### [Data]
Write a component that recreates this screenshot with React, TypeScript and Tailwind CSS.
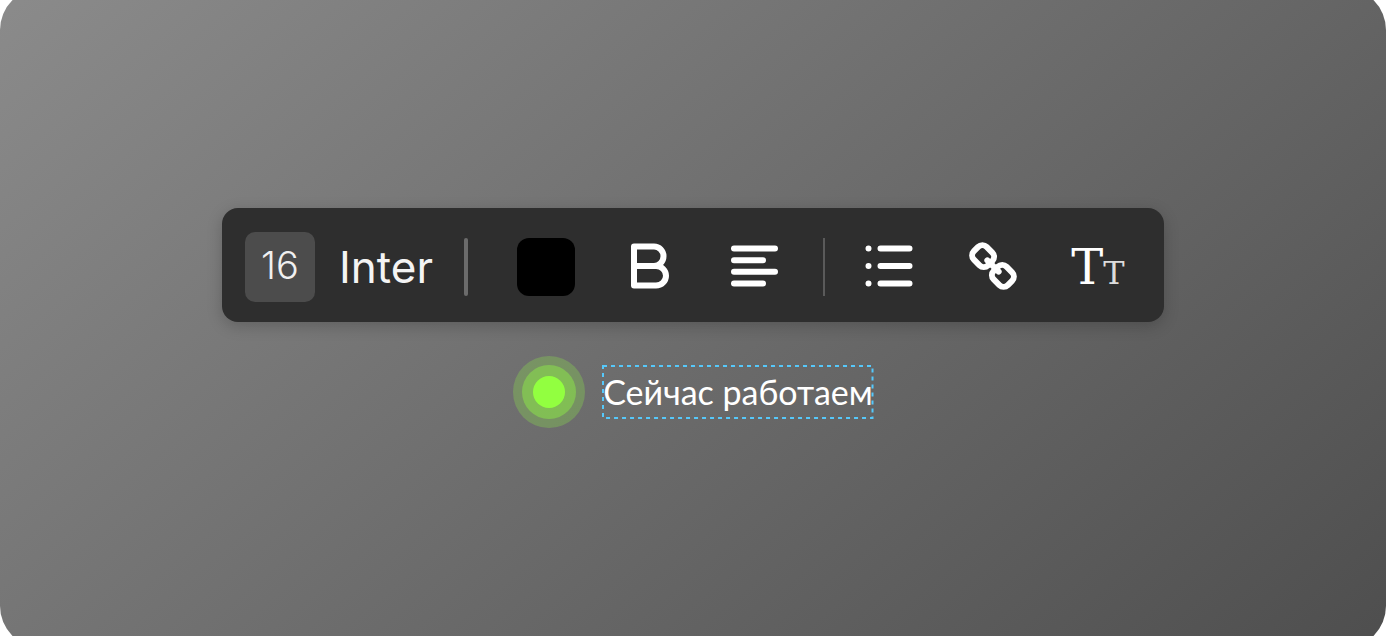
import React, { useState } from 'react';

type IconProps = { className?: string };

const BoldIcon: React.FC<IconProps> = ({ className }) => (
  <svg viewBox="0 0 58 58" className={className} fill="none" stroke="currentColor" strokeWidth="6" strokeLinejoin="round" aria-hidden="true">
    <path d="M13 8.500h20a9.500 9.700 0 0 1 0 19.400H13zM13 27.900h22a10 9.800 0 0 1 0 19.600H13z" />
  </svg>
);

const AlignLeftIcon: React.FC<IconProps> = ({ className }) => (
  <svg viewBox="0 0 58 58" className={className} fill="none" stroke="currentColor" strokeWidth="6" strokeLinecap="round" aria-hidden="true">
    <path d="M9 10.500h41M9 22.200h29M9 33.800h41M9 45.500h29" />
  </svg>
);

const ListIcon: React.FC<IconProps> = ({ className }) => (
  <svg viewBox="0 0 58 58" className={className} fill="none" stroke="currentColor" strokeWidth="6" strokeLinecap="round" aria-hidden="true">
    <path d="M8.500 10.500h.01M8.500 28h.01M8.500 45.500h.01M20.500 10.500h29M20.500 28h29M20.500 45.500h29" />
  </svg>
);

const LinkIcon: React.FC<IconProps> = ({ className }) => (
  <svg viewBox="0 0 58 58" className={className} fill="none" stroke="currentColor" strokeWidth="6" strokeLinecap="round" aria-hidden="true">
    <g transform="rotate(45 29 28)">
      <rect x="5" y="19" width="20" height="18" rx="6" />
      <rect x="33" y="19" width="20" height="18" rx="6" />
      <path d="M21 28h16" />
    </g>
  </svg>
);

const tools = [
  { name: 'Bold', Icon: BoldIcon },
  { name: 'Align left', Icon: AlignLeftIcon },
];

export default function App() {
  const [size, setSize] = useState('16');

  return (
    <div className="flex h-screen overflow-hidden bg-white">
      <main className="-my-3 flex flex-1 flex-col items-center justify-center gap-[34px] rounded-[42px] bg-linear-[140deg,#8b8b8b,#4e4e4e]">
        {/* Toolbar */}
        <div
          role="toolbar"
          aria-label="Text formatting"
          className="flex items-center rounded-2xl bg-[#2e2e2e] pt-6 pr-9 pb-5 pl-[23px] text-white shadow-[0_4px_16px_rgba(0,0,0,0.2)]"
        >
          <input
            aria-label="Font size"
            value={size}
            onChange={e => setSize(e.target.value)}
            className="size-[70px] rounded-[10px] bg-[#4c4c4c] pb-1 text-center font-[Inter,sans-serif] text-[38px] font-light text-[#f0f0f0] outline-none"
          />
          <button type="button" className="ml-6 font-[Inter,sans-serif] text-[44px] leading-[48px] font-normal text-[#f4f4f4]">
            Inter
          </button>
          <span className="ml-[31px] h-[58px] w-1 rounded-xs bg-[#6b6b6b]" />
          <div className="ml-[49px] flex gap-[46px]">
            <button type="button" aria-label="Text color" className="size-[58px] rounded-xl bg-black" />
            {tools.map(({ name, Icon }) => (
              <button key={name} type="button" aria-label={name}>
                <Icon className="size-[58px]" />
              </button>
            ))}
          </div>
          <span className="ml-10 h-[58px] w-[2px] bg-[#5a5a5a]" />
          <div className="ml-[35px] flex gap-[46px]">
            <button type="button" aria-label="Bulleted list">
              <ListIcon className="size-[58px]" />
            </button>
            <button type="button" aria-label="Link">
              <LinkIcon className="size-[58px]" />
            </button>
            <button
              type="button"
              aria-label="Text case"
              className="h-[58px] w-[60px] text-center font-['DejaVu_Serif',serif] text-[48px] leading-[58px] whitespace-nowrap"
            >
              T<span className="text-[32px] text-[#dcdcdc]">T</span>
            </button>
          </div>
        </div>

        {/* Status line */}
        <div className="flex items-center gap-[18px]">
          <span className="flex size-[72px] items-center justify-center rounded-full bg-[#92ff40]/25">
            <span className="flex size-[54px] items-center justify-center rounded-full bg-[#92ff40]/40">
              <span className="size-8 rounded-full bg-[#92ff40]" />
            </span>
          </span>
          <div className="relative font-[Lato,'Open_Sans',sans-serif] text-[34px] leading-[52px] text-white">
            <svg className="absolute inset-0 size-full overflow-visible" fill="none" aria-hidden="true">
              <rect width="100%" height="100%" stroke="#56c8fa" strokeWidth="2" strokeDasharray="4 4" />
            </svg>
            <p>Сейчас работаем</p>
          </div>
        </div>
      </main>
    </div>
  );
}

### [Goal]
From the data above, write out everything exactly except the pictures.

### [Written solution]
Write a component that recreates this screenshot with React, TypeScript and Tailwind CSS.
import React, { useState } from 'react';

type IconProps = { className?: string };

const BoldIcon: React.FC<IconProps> = ({ className }) => (
  <svg viewBox="0 0 58 58" className={className} fill="none" stroke="currentColor" strokeWidth="6" strokeLinejoin="round" aria-hidden="true">
    <path d="M13 8.500h20a9.500 9.700 0 0 1 0 19.400H13zM13 27.900h22a10 9.800 0 0 1 0 19.600H13z" />
  </svg>
);

const AlignLeftIcon: React.FC<IconProps> = ({ className }) => (
  <svg viewBox="0 0 58 58" className={className} fill="none" stroke="currentColor" strokeWidth="6" strokeLinecap="round" aria-hidden="true">
    <path d="M9 10.500h41M9 22.200h29M9 33.800h41M9 45.500h29" />
  </svg>
);

const ListIcon: React.FC<IconProps> = ({ className }) => (
  <svg viewBox="0 0 58 58" className={className} fill="none" stroke="currentColor" strokeWidth="6" strokeLinecap="round" aria-hidden="true">
    <path d="M8.500 10.500h.01M8.500 28h.01M8.500 45.500h.01M20.500 10.500h29M20.500 28h29M20.500 45.500h29" />
  </svg>
);

const LinkIcon: React.FC<IconProps> = ({ className }) => (
  <svg viewBox="0 0 58 58" className={className} fill="none" stroke="currentColor" strokeWidth="6" strokeLinecap="round" aria-hidden="true">
    <g transform="rotate(45 29 28)">
      <rect x="5" y="19" width="20" height="18" rx="6" />
      <rect x="33" y="19" width="20" height="18" rx="6" />
      <path d="M21 28h16" />
    </g>
  </svg>
);

const tools = [
  { name: 'Bold', Icon: BoldIcon },
  { name: 'Align left', Icon: AlignLeftIcon },
];

export default function App() {
  const [size, setSize] = useState('16');

  return (
    <div className="flex h-screen overflow-hidden bg-white">
      <main className="-my-3 flex flex-1 flex-col items-center justify-center gap-[34px] rounded-[42px] bg-linear-[140deg,#8b8b8b,#4e4e4e]">
        {/* Toolbar */}
        <div
          role="toolbar"
          aria-label="Text formatting"
          className="flex items-center rounded-2xl bg-[#2e2e2e] pt-6 pr-9 pb-5 pl-[23px] text-white shadow-[0_4px_16px_rgba(0,0,0,0.2)]"
        >
          <input
            aria-label="Font size"
            value={size}
            onChange={e => setSize(e.target.value)}
            className="size-[70px] rounded-[10px] bg-[#4c4c4c] pb-1 text-center font-[Inter,sans-serif] text-[38px] font-light text-[#f0f0f0] outline-none"
          />
          <button type="button" className="ml-6 font-[Inter,sans-serif] text-[44px] leading-[48px] font-normal text-[#f4f4f4]">
            Inter
          </button>
          <span className="ml-[31px] h-[58px] w-1 rounded-xs bg-[#6b6b6b]" />
          <div className="ml-[49px] flex gap-[46px]">
            <button type="button" aria-label="Text color" className="size-[58px] rounded-xl bg-black" />
            {tools.map(({ name, Icon }) => (
              <button key={name} type="button" aria-label={name}>
                <Icon className="size-[58px]" />
              </button>
            ))}
          </div>
          <span className="ml-10 h-[58px] w-[2px] bg-[#5a5a5a]" />
          <div className="ml-[35px] flex gap-[46px]">
            <button type="button" aria-label="Bulleted list">
              <ListIcon className="size-[58px]" />
            </button>
            <button type="button" aria-label="Link">
              <LinkIcon className="size-[58px]" />
            </button>
            <button
              type="button"
              aria-label="Text case"
              className="h-[58px] w-[60px] text-center font-['DejaVu_Serif',serif] text-[48px] leading-[58px] whitespace-nowrap"
            >
              T<span className="text-[32px] text-[#dcdcdc]">T</span>
            </button>
          </div>
        </div>

        {/* Status line */}
        <div className="flex items-center gap-[18px]">
          <span className="flex size-[72px] items-center justify-center rounded-full bg-[#92ff40]/25">
            <span className="flex size-[54px] items-center justify-center rounded-full bg-[#92ff40]/40">
              <span className="size-8 rounded-full bg-[#92ff40]" />
            </span>
          </span>
          <div className="relative font-[Lato,'Open_Sans',sans-serif] text-[34px] leading-[52px] text-white">
            <svg className="absolute inset-0 size-full overflow-visible" fill="none" aria-hidden="true">
              <rect width="100%" height="100%" stroke="#56c8fa" strokeWidth="2" strokeDasharray="4 4" />
            </svg>
            <p>Сейчас работаем</p>
          </div>
        </div>
      </main>
    </div>
  );
}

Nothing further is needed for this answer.